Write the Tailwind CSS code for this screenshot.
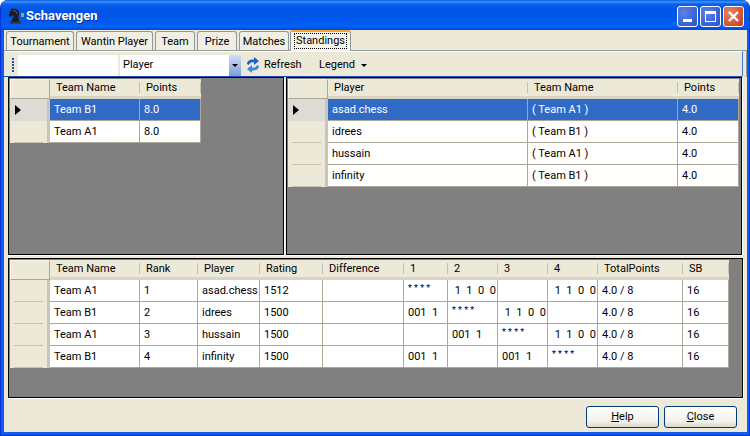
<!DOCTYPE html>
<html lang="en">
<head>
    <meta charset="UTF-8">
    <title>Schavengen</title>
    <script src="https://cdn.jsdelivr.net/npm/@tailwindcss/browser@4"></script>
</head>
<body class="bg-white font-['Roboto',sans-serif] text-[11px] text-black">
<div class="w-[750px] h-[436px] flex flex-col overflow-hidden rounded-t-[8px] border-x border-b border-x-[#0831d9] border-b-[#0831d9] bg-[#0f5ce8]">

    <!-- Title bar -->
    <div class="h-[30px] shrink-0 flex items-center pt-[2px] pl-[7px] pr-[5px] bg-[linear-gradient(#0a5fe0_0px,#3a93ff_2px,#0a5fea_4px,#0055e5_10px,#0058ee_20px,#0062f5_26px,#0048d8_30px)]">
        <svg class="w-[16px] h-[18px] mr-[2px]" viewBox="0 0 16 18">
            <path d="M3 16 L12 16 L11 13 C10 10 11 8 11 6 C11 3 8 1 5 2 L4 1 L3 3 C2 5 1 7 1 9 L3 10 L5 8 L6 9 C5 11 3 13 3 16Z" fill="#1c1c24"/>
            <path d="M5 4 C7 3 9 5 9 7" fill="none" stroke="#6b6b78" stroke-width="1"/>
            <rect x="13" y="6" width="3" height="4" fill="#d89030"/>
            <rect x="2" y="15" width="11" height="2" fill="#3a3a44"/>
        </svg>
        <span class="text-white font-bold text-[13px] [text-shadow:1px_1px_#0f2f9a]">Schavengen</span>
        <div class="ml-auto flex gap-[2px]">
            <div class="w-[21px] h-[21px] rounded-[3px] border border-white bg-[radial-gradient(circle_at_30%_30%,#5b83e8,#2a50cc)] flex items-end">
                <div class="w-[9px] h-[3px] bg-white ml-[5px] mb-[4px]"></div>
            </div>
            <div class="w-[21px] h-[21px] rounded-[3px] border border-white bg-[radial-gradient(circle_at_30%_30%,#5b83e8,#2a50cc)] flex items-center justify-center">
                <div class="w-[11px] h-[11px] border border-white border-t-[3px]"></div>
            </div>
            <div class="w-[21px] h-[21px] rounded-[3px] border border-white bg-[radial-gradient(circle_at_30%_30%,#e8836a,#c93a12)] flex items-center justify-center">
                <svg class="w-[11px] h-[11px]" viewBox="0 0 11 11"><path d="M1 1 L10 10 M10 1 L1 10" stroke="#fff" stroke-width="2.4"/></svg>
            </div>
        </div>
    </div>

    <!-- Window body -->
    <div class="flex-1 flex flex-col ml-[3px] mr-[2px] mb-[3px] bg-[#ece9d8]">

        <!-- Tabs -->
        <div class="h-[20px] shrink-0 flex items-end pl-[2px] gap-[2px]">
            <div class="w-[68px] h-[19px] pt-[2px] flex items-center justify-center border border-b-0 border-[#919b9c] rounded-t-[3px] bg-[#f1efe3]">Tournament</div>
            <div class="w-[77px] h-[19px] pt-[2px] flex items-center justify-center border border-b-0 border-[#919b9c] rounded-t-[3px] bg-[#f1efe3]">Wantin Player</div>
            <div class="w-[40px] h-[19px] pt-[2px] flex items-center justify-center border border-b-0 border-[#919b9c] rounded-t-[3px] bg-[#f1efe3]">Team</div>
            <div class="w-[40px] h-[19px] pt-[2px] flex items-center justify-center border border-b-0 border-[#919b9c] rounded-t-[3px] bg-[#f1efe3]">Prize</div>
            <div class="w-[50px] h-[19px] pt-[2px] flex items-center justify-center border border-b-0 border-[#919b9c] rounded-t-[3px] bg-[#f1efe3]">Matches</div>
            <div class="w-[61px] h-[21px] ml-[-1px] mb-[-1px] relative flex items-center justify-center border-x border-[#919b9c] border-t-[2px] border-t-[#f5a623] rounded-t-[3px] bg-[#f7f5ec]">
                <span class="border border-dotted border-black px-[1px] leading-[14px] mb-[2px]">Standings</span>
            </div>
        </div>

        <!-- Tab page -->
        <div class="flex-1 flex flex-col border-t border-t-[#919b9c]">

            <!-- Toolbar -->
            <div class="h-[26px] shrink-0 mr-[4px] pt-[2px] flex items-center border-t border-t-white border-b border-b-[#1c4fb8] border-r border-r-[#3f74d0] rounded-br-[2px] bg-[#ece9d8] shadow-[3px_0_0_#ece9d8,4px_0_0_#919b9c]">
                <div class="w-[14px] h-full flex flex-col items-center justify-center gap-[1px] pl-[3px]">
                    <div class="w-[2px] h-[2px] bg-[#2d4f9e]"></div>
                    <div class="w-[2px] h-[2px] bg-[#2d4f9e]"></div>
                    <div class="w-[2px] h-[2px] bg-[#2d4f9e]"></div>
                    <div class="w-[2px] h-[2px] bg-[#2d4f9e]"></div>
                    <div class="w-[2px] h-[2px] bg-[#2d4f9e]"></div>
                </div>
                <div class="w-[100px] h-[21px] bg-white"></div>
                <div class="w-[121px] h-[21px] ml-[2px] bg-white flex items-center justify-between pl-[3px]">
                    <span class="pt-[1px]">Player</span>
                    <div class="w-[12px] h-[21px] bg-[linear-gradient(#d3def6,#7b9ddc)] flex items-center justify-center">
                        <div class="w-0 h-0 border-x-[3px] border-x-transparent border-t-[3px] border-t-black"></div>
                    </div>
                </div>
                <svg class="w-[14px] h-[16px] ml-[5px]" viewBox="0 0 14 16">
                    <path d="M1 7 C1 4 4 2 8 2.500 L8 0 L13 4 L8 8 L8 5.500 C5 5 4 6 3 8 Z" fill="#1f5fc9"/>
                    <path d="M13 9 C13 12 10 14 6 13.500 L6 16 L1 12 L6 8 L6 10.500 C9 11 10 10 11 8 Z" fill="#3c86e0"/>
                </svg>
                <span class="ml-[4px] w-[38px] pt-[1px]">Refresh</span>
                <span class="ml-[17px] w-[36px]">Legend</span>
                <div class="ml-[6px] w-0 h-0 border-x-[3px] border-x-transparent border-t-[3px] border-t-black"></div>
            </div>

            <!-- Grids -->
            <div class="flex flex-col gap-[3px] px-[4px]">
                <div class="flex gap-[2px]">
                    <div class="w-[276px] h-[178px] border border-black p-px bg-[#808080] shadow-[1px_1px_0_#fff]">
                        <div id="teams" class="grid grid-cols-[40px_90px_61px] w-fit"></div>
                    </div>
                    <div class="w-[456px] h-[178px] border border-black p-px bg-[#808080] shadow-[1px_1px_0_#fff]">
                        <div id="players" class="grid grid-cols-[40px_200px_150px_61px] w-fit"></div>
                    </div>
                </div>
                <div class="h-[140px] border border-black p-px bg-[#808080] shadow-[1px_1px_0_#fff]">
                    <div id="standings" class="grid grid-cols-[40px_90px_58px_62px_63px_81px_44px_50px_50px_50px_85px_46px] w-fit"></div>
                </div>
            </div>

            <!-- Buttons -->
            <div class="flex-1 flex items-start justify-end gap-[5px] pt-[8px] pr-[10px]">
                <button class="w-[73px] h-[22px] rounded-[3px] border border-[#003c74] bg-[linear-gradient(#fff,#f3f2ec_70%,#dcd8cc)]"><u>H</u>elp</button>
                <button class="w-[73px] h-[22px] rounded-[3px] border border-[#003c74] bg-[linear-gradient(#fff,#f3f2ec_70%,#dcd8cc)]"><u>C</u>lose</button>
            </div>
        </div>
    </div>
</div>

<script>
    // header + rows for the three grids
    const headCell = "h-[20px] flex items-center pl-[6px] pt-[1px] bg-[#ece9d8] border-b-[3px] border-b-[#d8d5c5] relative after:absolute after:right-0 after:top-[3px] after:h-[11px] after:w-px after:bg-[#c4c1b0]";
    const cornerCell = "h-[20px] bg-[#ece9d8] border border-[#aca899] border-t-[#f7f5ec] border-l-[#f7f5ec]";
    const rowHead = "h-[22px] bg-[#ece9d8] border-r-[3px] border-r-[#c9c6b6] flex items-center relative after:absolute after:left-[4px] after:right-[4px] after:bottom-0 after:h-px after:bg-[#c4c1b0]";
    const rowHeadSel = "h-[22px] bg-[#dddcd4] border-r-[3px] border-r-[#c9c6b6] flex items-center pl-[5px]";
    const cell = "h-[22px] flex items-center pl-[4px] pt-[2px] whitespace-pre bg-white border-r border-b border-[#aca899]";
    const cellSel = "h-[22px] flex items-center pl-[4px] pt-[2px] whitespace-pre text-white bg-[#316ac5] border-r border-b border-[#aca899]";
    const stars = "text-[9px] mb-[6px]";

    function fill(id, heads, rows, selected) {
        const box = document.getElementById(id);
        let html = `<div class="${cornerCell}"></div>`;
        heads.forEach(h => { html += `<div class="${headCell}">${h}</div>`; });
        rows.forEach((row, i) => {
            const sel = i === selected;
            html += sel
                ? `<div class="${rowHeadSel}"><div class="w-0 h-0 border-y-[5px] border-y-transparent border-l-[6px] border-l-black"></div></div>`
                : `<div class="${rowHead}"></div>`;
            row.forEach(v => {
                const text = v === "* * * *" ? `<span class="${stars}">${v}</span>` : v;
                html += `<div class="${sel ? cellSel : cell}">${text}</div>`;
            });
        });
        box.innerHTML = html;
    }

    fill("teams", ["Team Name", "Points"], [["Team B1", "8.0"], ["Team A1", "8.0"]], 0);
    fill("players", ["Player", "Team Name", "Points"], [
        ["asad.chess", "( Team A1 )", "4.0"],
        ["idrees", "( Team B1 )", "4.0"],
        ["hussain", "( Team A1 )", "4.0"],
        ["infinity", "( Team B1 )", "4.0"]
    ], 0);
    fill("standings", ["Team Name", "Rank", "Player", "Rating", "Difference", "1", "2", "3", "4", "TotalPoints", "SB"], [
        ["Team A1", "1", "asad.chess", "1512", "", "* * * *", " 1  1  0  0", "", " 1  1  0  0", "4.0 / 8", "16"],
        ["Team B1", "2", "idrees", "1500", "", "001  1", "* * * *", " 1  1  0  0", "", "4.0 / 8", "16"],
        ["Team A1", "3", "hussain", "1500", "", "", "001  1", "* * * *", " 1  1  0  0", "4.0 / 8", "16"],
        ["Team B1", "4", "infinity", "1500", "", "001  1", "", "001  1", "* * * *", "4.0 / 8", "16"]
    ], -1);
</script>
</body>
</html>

-----

● Set task
Repeat, word for word and with no pictures, only the lines running from the beginning of the data to the line that contains "h-[436px] flex flex-col".

● Written response
Write the Tailwind CSS code for this screenshot.
<!DOCTYPE html>
<html lang="en">
<head>
    <meta charset="UTF-8">
    <title>Schavengen</title>
    <script src="https://cdn.jsdelivr.net/npm/@tailwindcss/browser@4"></script>
</head>
<body class="bg-white font-['Roboto',sans-serif] text-[11px] text-black">
<div class="w-[750px] h-[436px] flex flex-col overflow-hidden rounded-t-[8px] border-x border-b border-x-[#0831d9] border-b-[#0831d9] bg-[#0f5ce8]">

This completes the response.